→ **Task to carry out**: Read the records below. Copy each line where the string "screenshot" occurs.

→ **Given information**:
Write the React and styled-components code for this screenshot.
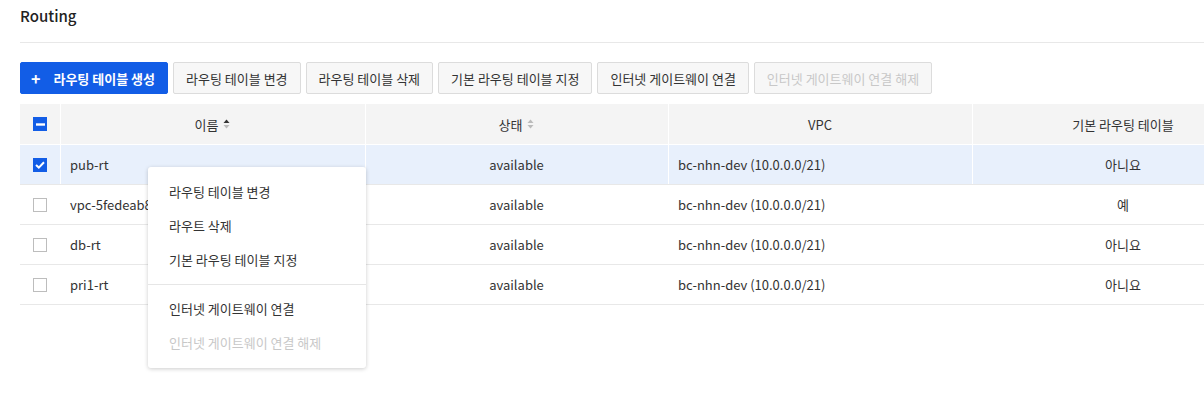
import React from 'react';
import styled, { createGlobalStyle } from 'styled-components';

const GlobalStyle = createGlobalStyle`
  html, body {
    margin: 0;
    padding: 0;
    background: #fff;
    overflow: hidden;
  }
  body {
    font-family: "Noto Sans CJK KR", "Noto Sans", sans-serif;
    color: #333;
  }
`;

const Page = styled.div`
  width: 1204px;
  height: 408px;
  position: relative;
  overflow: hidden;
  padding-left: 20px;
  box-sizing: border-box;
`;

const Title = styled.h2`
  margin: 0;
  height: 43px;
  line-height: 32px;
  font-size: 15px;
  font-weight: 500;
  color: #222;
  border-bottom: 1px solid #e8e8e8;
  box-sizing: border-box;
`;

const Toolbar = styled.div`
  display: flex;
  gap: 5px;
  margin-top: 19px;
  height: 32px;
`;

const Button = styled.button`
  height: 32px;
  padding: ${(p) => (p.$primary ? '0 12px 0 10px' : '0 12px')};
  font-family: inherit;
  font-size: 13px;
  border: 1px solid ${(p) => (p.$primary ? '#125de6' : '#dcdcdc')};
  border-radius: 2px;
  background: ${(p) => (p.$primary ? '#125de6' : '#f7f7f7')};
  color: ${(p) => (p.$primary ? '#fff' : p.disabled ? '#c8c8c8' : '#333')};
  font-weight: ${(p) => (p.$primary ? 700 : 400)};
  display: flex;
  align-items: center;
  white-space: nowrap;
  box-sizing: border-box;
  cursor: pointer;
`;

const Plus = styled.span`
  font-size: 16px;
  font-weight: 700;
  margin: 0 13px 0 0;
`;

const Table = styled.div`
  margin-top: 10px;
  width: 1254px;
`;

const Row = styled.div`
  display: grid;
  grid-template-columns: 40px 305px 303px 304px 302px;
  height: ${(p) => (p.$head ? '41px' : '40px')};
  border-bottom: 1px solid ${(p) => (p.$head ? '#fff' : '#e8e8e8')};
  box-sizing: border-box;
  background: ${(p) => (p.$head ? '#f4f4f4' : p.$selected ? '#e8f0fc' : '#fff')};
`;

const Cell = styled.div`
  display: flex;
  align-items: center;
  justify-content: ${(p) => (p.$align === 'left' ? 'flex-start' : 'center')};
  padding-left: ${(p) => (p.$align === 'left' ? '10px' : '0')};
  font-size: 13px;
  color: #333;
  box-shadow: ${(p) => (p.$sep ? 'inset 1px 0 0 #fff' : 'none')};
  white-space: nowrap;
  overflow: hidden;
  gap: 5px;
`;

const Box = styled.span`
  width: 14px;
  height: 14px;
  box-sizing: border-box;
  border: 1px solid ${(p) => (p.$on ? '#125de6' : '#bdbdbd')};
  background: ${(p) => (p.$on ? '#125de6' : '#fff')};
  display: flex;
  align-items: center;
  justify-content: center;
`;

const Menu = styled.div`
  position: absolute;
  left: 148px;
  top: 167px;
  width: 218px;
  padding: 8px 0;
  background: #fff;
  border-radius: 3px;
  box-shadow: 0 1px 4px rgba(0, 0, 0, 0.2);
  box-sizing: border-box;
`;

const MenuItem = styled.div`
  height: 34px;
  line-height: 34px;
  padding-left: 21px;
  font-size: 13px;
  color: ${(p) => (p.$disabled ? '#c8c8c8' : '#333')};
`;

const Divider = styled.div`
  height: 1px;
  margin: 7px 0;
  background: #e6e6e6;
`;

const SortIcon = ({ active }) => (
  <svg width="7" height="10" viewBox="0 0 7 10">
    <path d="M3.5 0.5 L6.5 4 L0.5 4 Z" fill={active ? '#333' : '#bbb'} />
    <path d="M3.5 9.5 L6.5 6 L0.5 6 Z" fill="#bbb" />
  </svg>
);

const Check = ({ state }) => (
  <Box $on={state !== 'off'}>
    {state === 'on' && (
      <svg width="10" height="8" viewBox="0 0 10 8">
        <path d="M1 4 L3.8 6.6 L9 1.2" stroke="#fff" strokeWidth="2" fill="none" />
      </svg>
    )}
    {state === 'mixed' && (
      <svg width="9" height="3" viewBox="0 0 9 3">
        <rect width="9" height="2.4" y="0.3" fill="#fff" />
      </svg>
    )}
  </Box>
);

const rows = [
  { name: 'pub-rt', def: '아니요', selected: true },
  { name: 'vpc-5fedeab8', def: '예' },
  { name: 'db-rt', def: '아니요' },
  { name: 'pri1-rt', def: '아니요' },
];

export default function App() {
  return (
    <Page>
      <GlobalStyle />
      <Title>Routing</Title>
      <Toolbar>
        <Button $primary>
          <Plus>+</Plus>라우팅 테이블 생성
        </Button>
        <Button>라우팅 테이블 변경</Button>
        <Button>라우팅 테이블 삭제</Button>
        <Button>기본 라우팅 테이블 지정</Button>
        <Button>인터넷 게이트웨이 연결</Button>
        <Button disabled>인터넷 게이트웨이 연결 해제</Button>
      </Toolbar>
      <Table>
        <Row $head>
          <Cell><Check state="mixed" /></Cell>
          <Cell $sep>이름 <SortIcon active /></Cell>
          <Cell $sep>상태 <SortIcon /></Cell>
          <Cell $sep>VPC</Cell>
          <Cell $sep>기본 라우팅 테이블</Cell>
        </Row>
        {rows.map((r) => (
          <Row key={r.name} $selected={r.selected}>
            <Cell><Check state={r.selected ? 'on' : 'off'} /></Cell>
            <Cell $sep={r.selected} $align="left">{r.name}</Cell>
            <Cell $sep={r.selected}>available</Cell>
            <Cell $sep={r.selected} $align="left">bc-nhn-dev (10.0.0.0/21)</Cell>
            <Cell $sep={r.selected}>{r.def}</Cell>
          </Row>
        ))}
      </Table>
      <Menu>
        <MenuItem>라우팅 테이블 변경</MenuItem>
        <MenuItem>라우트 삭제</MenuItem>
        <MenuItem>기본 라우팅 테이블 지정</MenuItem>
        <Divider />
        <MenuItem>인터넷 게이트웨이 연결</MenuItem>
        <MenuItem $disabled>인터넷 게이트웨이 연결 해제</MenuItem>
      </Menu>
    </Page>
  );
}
* * *
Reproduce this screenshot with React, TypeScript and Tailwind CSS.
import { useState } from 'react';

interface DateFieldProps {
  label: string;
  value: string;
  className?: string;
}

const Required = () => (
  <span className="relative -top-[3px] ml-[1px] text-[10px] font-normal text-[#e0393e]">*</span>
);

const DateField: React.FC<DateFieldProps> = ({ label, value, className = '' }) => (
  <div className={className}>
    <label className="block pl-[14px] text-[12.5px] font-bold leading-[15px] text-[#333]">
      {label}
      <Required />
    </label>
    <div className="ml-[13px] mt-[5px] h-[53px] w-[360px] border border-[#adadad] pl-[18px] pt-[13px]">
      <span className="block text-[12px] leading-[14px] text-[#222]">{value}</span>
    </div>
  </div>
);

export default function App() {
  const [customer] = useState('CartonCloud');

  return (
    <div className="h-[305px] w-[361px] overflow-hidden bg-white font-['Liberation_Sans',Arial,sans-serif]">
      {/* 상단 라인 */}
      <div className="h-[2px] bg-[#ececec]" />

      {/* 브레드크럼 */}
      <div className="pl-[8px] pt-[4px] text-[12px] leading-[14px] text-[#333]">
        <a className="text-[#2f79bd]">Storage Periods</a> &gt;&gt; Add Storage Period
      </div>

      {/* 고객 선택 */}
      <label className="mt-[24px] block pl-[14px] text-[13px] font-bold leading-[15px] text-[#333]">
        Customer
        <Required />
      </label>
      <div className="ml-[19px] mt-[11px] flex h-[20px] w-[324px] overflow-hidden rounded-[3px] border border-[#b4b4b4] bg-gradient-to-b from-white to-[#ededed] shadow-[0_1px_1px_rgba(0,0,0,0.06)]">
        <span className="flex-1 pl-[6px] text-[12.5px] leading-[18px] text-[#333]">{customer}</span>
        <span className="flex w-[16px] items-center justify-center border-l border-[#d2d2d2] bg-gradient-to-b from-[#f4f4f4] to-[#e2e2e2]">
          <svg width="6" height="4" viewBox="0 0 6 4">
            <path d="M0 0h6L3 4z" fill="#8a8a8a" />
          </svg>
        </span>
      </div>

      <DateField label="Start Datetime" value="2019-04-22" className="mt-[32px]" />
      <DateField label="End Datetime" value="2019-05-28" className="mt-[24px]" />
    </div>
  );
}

→ **Solution to the exercise**:
Write the React and styled-components code for this screenshot.
Reproduce this screenshot with React, TypeScript and Tailwind CSS.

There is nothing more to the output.